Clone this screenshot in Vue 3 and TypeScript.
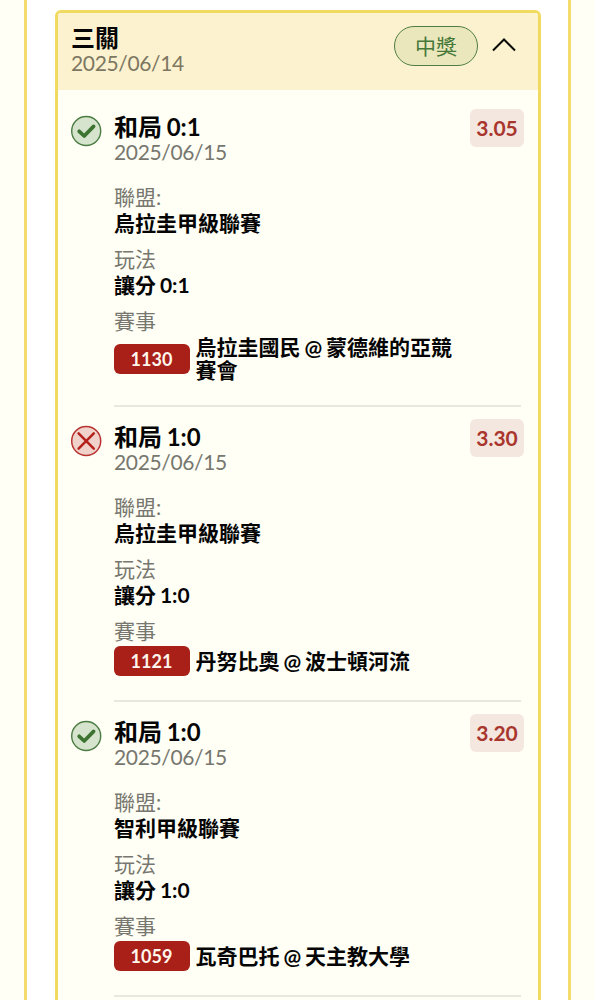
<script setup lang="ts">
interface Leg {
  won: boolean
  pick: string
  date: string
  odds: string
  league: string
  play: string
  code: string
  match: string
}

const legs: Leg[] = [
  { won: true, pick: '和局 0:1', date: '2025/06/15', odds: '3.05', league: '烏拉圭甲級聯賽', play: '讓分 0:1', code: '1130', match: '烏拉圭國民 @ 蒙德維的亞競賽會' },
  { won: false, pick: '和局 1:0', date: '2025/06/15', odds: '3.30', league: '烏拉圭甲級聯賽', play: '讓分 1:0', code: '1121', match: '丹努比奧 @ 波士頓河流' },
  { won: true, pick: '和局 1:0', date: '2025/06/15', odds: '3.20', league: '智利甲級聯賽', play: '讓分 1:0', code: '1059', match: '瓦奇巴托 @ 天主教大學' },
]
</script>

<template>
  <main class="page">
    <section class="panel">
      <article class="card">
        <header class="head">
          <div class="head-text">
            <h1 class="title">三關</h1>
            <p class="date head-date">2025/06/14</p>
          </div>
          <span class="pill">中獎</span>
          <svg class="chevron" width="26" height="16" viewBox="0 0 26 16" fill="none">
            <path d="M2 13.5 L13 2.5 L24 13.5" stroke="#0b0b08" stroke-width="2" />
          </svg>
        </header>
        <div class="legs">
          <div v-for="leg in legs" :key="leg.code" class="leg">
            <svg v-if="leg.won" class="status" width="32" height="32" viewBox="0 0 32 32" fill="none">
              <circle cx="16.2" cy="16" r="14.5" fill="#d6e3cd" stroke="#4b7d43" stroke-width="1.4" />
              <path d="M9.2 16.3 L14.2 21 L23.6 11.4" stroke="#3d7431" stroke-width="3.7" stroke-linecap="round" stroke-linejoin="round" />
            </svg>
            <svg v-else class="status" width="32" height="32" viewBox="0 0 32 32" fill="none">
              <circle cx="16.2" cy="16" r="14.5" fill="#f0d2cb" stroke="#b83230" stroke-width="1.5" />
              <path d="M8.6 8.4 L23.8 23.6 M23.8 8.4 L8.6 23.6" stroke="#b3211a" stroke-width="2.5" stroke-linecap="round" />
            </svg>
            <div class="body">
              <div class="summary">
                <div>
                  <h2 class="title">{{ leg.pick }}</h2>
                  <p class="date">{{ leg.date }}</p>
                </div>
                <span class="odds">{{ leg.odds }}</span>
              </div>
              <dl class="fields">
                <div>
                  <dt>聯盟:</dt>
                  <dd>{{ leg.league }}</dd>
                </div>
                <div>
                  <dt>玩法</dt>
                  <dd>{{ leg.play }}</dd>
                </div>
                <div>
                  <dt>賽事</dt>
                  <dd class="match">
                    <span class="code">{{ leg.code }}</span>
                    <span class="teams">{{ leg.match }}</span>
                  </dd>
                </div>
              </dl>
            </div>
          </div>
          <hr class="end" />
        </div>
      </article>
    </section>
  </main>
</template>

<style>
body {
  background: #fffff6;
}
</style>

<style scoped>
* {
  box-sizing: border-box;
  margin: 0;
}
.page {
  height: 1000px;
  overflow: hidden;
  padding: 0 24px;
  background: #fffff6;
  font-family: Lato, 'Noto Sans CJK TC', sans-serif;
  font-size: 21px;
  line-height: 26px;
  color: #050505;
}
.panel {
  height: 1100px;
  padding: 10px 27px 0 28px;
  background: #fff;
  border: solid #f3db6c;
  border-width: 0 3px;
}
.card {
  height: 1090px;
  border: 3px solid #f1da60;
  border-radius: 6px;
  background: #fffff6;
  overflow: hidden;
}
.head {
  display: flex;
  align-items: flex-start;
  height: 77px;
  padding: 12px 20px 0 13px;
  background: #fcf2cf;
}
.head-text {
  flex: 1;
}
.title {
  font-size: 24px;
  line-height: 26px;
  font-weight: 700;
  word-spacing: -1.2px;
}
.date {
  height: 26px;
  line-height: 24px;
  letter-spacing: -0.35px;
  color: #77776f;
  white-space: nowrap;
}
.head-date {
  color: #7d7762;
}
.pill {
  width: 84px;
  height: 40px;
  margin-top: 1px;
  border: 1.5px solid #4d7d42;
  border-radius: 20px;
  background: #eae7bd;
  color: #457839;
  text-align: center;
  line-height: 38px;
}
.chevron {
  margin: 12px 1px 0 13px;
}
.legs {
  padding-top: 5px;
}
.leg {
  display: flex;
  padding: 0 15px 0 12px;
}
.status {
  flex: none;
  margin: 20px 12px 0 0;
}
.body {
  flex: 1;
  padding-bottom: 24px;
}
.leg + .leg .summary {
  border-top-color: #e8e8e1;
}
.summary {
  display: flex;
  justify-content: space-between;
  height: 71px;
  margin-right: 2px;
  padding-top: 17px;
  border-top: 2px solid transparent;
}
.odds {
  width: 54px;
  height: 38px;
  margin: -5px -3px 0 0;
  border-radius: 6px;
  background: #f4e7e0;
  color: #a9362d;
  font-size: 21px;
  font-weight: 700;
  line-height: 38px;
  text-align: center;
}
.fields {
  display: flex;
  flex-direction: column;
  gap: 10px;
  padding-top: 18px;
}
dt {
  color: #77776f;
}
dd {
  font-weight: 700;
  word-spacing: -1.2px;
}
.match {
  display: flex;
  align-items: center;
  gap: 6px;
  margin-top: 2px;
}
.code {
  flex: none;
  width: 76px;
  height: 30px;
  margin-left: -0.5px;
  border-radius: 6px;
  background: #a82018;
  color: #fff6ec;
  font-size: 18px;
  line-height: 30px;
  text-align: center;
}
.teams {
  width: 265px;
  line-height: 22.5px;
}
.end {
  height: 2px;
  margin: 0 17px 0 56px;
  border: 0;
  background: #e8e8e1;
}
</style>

Problem statement:
Go through the material above and print all of it exactly, except the pictures.

Exercise response:
Clone this screenshot in Vue 3 and TypeScript.
<script setup lang="ts">
interface Leg {
  won: boolean
  pick: string
  date: string
  odds: string
  league: string
  play: string
  code: string
  match: string
}

const legs: Leg[] = [
  { won: true, pick: '和局 0:1', date: '2025/06/15', odds: '3.05', league: '烏拉圭甲級聯賽', play: '讓分 0:1', code: '1130', match: '烏拉圭國民 @ 蒙德維的亞競賽會' },
  { won: false, pick: '和局 1:0', date: '2025/06/15', odds: '3.30', league: '烏拉圭甲級聯賽', play: '讓分 1:0', code: '1121', match: '丹努比奧 @ 波士頓河流' },
  { won: true, pick: '和局 1:0', date: '2025/06/15', odds: '3.20', league: '智利甲級聯賽', play: '讓分 1:0', code: '1059', match: '瓦奇巴托 @ 天主教大學' },
]
</script>

<template>
  <main class="page">
    <section class="panel">
      <article class="card">
        <header class="head">
          <div class="head-text">
            <h1 class="title">三關</h1>
            <p class="date head-date">2025/06/14</p>
          </div>
          <span class="pill">中獎</span>
          <svg class="chevron" width="26" height="16" viewBox="0 0 26 16" fill="none">
            <path d="M2 13.5 L13 2.5 L24 13.5" stroke="#0b0b08" stroke-width="2" />
          </svg>
        </header>
        <div class="legs">
          <div v-for="leg in legs" :key="leg.code" class="leg">
            <svg v-if="leg.won" class="status" width="32" height="32" viewBox="0 0 32 32" fill="none">
              <circle cx="16.2" cy="16" r="14.5" fill="#d6e3cd" stroke="#4b7d43" stroke-width="1.4" />
              <path d="M9.2 16.3 L14.2 21 L23.6 11.4" stroke="#3d7431" stroke-width="3.7" stroke-linecap="round" stroke-linejoin="round" />
            </svg>
            <svg v-else class="status" width="32" height="32" viewBox="0 0 32 32" fill="none">
              <circle cx="16.2" cy="16" r="14.5" fill="#f0d2cb" stroke="#b83230" stroke-width="1.5" />
              <path d="M8.6 8.4 L23.8 23.6 M23.8 8.4 L8.6 23.6" stroke="#b3211a" stroke-width="2.5" stroke-linecap="round" />
            </svg>
            <div class="body">
              <div class="summary">
                <div>
                  <h2 class="title">{{ leg.pick }}</h2>
                  <p class="date">{{ leg.date }}</p>
                </div>
                <span class="odds">{{ leg.odds }}</span>
              </div>
              <dl class="fields">
                <div>
                  <dt>聯盟:</dt>
                  <dd>{{ leg.league }}</dd>
                </div>
                <div>
                  <dt>玩法</dt>
                  <dd>{{ leg.play }}</dd>
                </div>
                <div>
                  <dt>賽事</dt>
                  <dd class="match">
                    <span class="code">{{ leg.code }}</span>
                    <span class="teams">{{ leg.match }}</span>
                  </dd>
                </div>
              </dl>
            </div>
          </div>
          <hr class="end" />
        </div>
      </article>
    </section>
  </main>
</template>

<style>
body {
  background: #fffff6;
}
</style>

<style scoped>
* {
  box-sizing: border-box;
  margin: 0;
}
.page {
  height: 1000px;
  overflow: hidden;
  padding: 0 24px;
  background: #fffff6;
  font-family: Lato, 'Noto Sans CJK TC', sans-serif;
  font-size: 21px;
  line-height: 26px;
  color: #050505;
}
.panel {
  height: 1100px;
  padding: 10px 27px 0 28px;
  background: #fff;
  border: solid #f3db6c;
  border-width: 0 3px;
}
.card {
  height: 1090px;
  border: 3px solid #f1da60;
  border-radius: 6px;
  background: #fffff6;
  overflow: hidden;
}
.head {
  display: flex;
  align-items: flex-start;
  height: 77px;
  padding: 12px 20px 0 13px;
  background: #fcf2cf;
}
.head-text {
  flex: 1;
}
.title {
  font-size: 24px;
  line-height: 26px;
  font-weight: 700;
  word-spacing: -1.2px;
}
.date {
  height: 26px;
  line-height: 24px;
  letter-spacing: -0.35px;
  color: #77776f;
  white-space: nowrap;
}
.head-date {
  color: #7d7762;
}
.pill {
  width: 84px;
  height: 40px;
  margin-top: 1px;
  border: 1.5px solid #4d7d42;
  border-radius: 20px;
  background: #eae7bd;
  color: #457839;
  text-align: center;
  line-height: 38px;
}
.chevron {
  margin: 12px 1px 0 13px;
}
.legs {
  padding-top: 5px;
}
.leg {
  display: flex;
  padding: 0 15px 0 12px;
}
.status {
  flex: none;
  margin: 20px 12px 0 0;
}
.body {
  flex: 1;
  padding-bottom: 24px;
}
.leg + .leg .summary {
  border-top-color: #e8e8e1;
}
.summary {
  display: flex;
  justify-content: space-between;
  height: 71px;
  margin-right: 2px;
  padding-top: 17px;
  border-top: 2px solid transparent;
}
.odds {
  width: 54px;
  height: 38px;
  margin: -5px -3px 0 0;
  border-radius: 6px;
  background: #f4e7e0;
  color: #a9362d;
  font-size: 21px;
  font-weight: 700;
  line-height: 38px;
  text-align: center;
}
.fields {
  display: flex;
  flex-direction: column;
  gap: 10px;
  padding-top: 18px;
}
dt {
  color: #77776f;
}
dd {
  font-weight: 700;
  word-spacing: -1.2px;
}
.match {
  display: flex;
  align-items: center;
  gap: 6px;
  margin-top: 2px;
}
.code {
  flex: none;
  width: 76px;
  height: 30px;
  margin-left: -0.5px;
  border-radius: 6px;
  background: #a82018;
  color: #fff6ec;
  font-size: 18px;
  line-height: 30px;
  text-align: center;
}
.teams {
  width: 265px;
  line-height: 22.5px;
}
.end {
  height: 2px;
  margin: 0 17px 0 56px;
  border: 0;
  background: #e8e8e1;
}
</style>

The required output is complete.